Requirement:
Skip the pictures. Copy all the rest of the records down exactly.

╭─ Dataset

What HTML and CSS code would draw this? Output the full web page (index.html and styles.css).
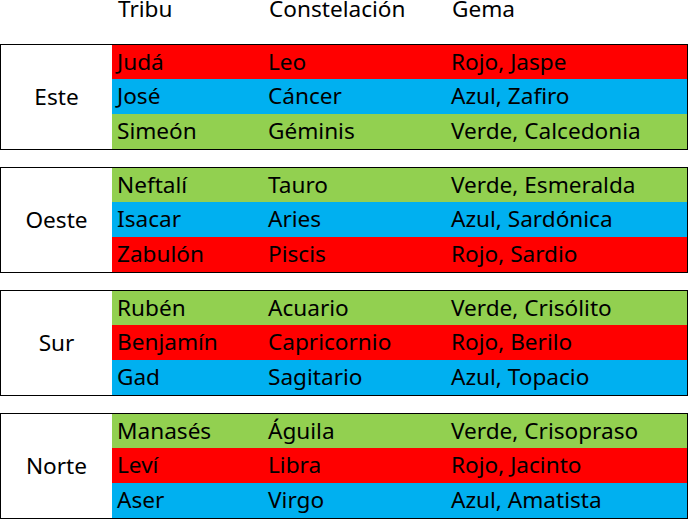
FILE: index.html
```html
<!DOCTYPE html>
<html lang="es">
<head>
<meta charset="utf-8">
<link rel="stylesheet" href="styles.css">
</head>
<body>
<div class="sheet">
  <div class="head">
    <div class="hcell"></div>
    <div class="hcell">Tribu</div>
    <div class="hcell">Constelación</div>
    <div class="hcell">Gema</div>
  </div>

  <div class="group">
    <div class="label">Este</div>
    <div class="rows">
      <div class="row red"><span>Judá</span><span>Leo</span><span>Rojo, Jaspe</span></div>
      <div class="row blue"><span>José</span><span>Cáncer</span><span>Azul, Zafiro</span></div>
      <div class="row green"><span>Simeón</span><span>Géminis</span><span>Verde, Calcedonia</span></div>
    </div>
  </div>

  <div class="group">
    <div class="label">Oeste</div>
    <div class="rows">
      <div class="row green"><span>Neftalí</span><span>Tauro</span><span>Verde, Esmeralda</span></div>
      <div class="row blue"><span>Isacar</span><span>Aries</span><span>Azul, Sardónica</span></div>
      <div class="row red"><span>Zabulón</span><span>Piscis</span><span>Rojo, Sardio</span></div>
    </div>
  </div>

  <div class="group">
    <div class="label">Sur</div>
    <div class="rows">
      <div class="row green"><span>Rubén</span><span>Acuario</span><span>Verde, Crisólito</span></div>
      <div class="row red"><span>Benjamín</span><span>Capricornio</span><span>Rojo, Berilo</span></div>
      <div class="row blue"><span>Gad</span><span>Sagitario</span><span>Azul, Topacio</span></div>
    </div>
  </div>

  <div class="group">
    <div class="label">Norte</div>
    <div class="rows">
      <div class="row green"><span>Manasés</span><span>Águila</span><span>Verde, Crisopraso</span></div>
      <div class="row red"><span>Leví</span><span>Libra</span><span>Rojo, Jacinto</span></div>
      <div class="row blue"><span>Aser</span><span>Virgo</span><span>Azul, Amatista</span></div>
    </div>
  </div>
</div>
</body>
</html>
```
FILE: styles.css
```css
html, body {
  margin: 0;
  padding: 0;
  background: #fff;
}

.sheet {
  width: 688px;
  font-family: "Noto Sans", "Open Sans", sans-serif;
  font-size: 22.6px;
  color: #000;
  display: flex;
  flex-direction: column;
  gap: 17px;
}

.head {
  display: grid;
  grid-template-columns: 112px 151px 183px 1fr;
  height: 44px;
  line-height: 17px;
  margin-bottom: -17px;
}

.hcell {
  padding-left: 6px;
  white-space: nowrap;
}

.group {
  border: 1px solid #000;
  display: grid;
  grid-template-columns: 111px 1fr;
}

.label {
  display: flex;
  align-items: center;
  justify-content: center;
  line-height: 34px;
}

.rows {
  display: grid;
  grid-template-rows: 34px 35px 35px;
}

.row {
  display: grid;
  grid-template-columns: 151px 183px 1fr;
  line-height: 34px;
  white-space: nowrap;
}

.row span {
  padding-left: 5px;
}

.red { background: #ff0000; }
.blue { background: #00b0f0; }
.green { background: #92d050; }
```
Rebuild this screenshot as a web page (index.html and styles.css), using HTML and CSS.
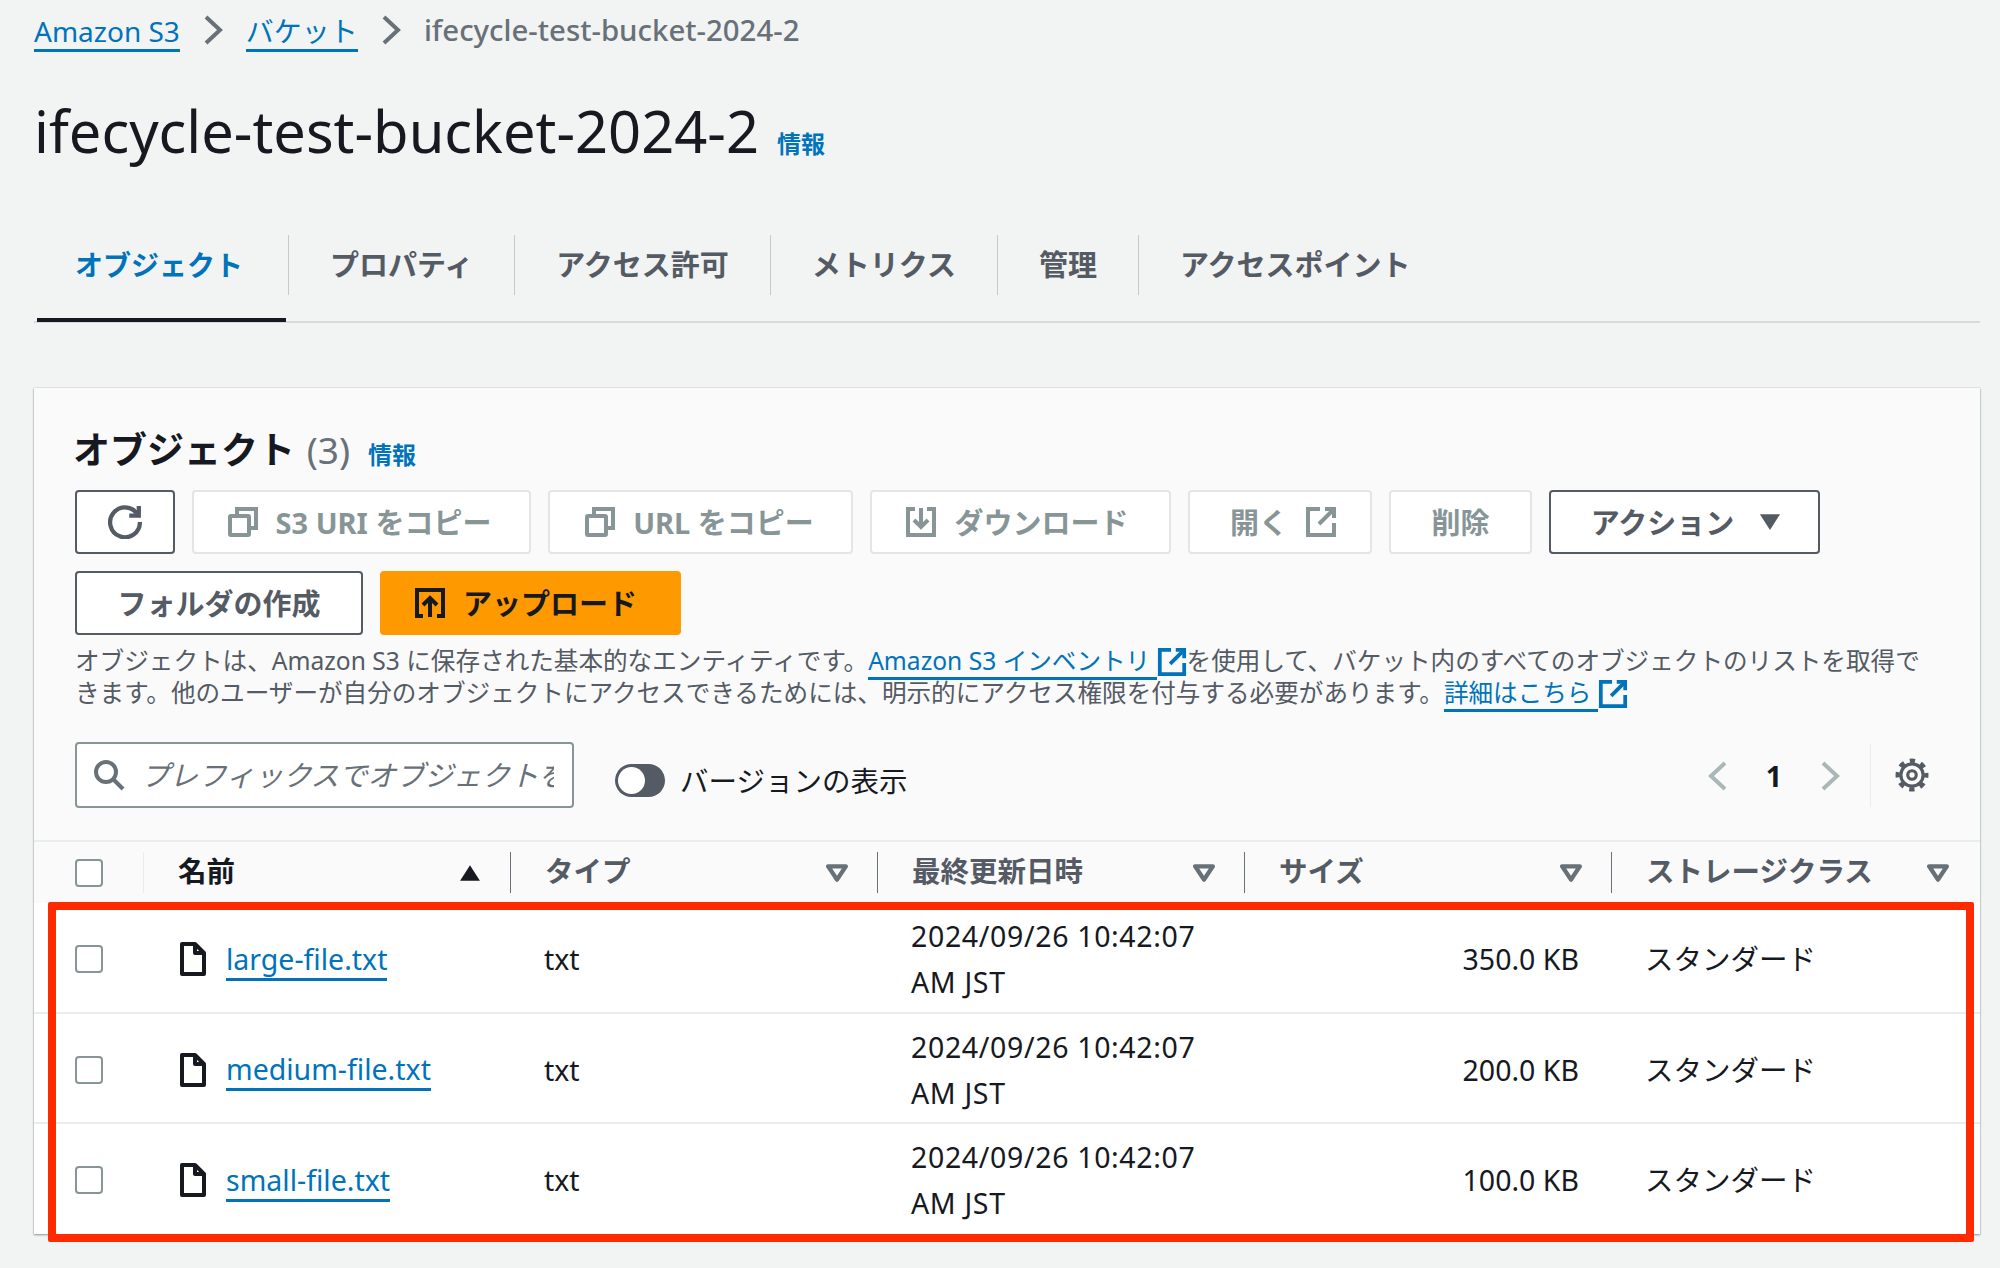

╰─

Written answer:
What HTML and CSS code would draw this? Output the full web page (index.html and styles.css).
FILE: index.html
```html
<!DOCTYPE html>
<html lang="es">
<head>
<meta charset="utf-8">
<link rel="stylesheet" href="styles.css">
</head>
<body>
<div class="sheet">
  <div class="head">
    <div class="hcell"></div>
    <div class="hcell">Tribu</div>
    <div class="hcell">Constelación</div>
    <div class="hcell">Gema</div>
  </div>

  <div class="group">
    <div class="label">Este</div>
    <div class="rows">
      <div class="row red"><span>Judá</span><span>Leo</span><span>Rojo, Jaspe</span></div>
      <div class="row blue"><span>José</span><span>Cáncer</span><span>Azul, Zafiro</span></div>
      <div class="row green"><span>Simeón</span><span>Géminis</span><span>Verde, Calcedonia</span></div>
    </div>
  </div>

  <div class="group">
    <div class="label">Oeste</div>
    <div class="rows">
      <div class="row green"><span>Neftalí</span><span>Tauro</span><span>Verde, Esmeralda</span></div>
      <div class="row blue"><span>Isacar</span><span>Aries</span><span>Azul, Sardónica</span></div>
      <div class="row red"><span>Zabulón</span><span>Piscis</span><span>Rojo, Sardio</span></div>
    </div>
  </div>

  <div class="group">
    <div class="label">Sur</div>
    <div class="rows">
      <div class="row green"><span>Rubén</span><span>Acuario</span><span>Verde, Crisólito</span></div>
      <div class="row red"><span>Benjamín</span><span>Capricornio</span><span>Rojo, Berilo</span></div>
      <div class="row blue"><span>Gad</span><span>Sagitario</span><span>Azul, Topacio</span></div>
    </div>
  </div>

  <div class="group">
    <div class="label">Norte</div>
    <div class="rows">
      <div class="row green"><span>Manasés</span><span>Águila</span><span>Verde, Crisopraso</span></div>
      <div class="row red"><span>Leví</span><span>Libra</span><span>Rojo, Jacinto</span></div>
      <div class="row blue"><span>Aser</span><span>Virgo</span><span>Azul, Amatista</span></div>
    </div>
  </div>
</div>
</body>
</html>
```
FILE: styles.css
```css
html, body {
  margin: 0;
  padding: 0;
  background: #fff;
}

.sheet {
  width: 688px;
  font-family: "Noto Sans", "Open Sans", sans-serif;
  font-size: 22.6px;
  color: #000;
  display: flex;
  flex-direction: column;
  gap: 17px;
}

.head {
  display: grid;
  grid-template-columns: 112px 151px 183px 1fr;
  height: 44px;
  line-height: 17px;
  margin-bottom: -17px;
}

.hcell {
  padding-left: 6px;
  white-space: nowrap;
}

.group {
  border: 1px solid #000;
  display: grid;
  grid-template-columns: 111px 1fr;
}

.label {
  display: flex;
  align-items: center;
  justify-content: center;
  line-height: 34px;
}

.rows {
  display: grid;
  grid-template-rows: 34px 35px 35px;
}

.row {
  display: grid;
  grid-template-columns: 151px 183px 1fr;
  line-height: 34px;
  white-space: nowrap;
}

.row span {
  padding-left: 5px;
}

.red { background: #ff0000; }
.blue { background: #00b0f0; }
.green { background: #92d050; }
```
Rebuild this screenshot as a web page (index.html and styles.css), using HTML and CSS.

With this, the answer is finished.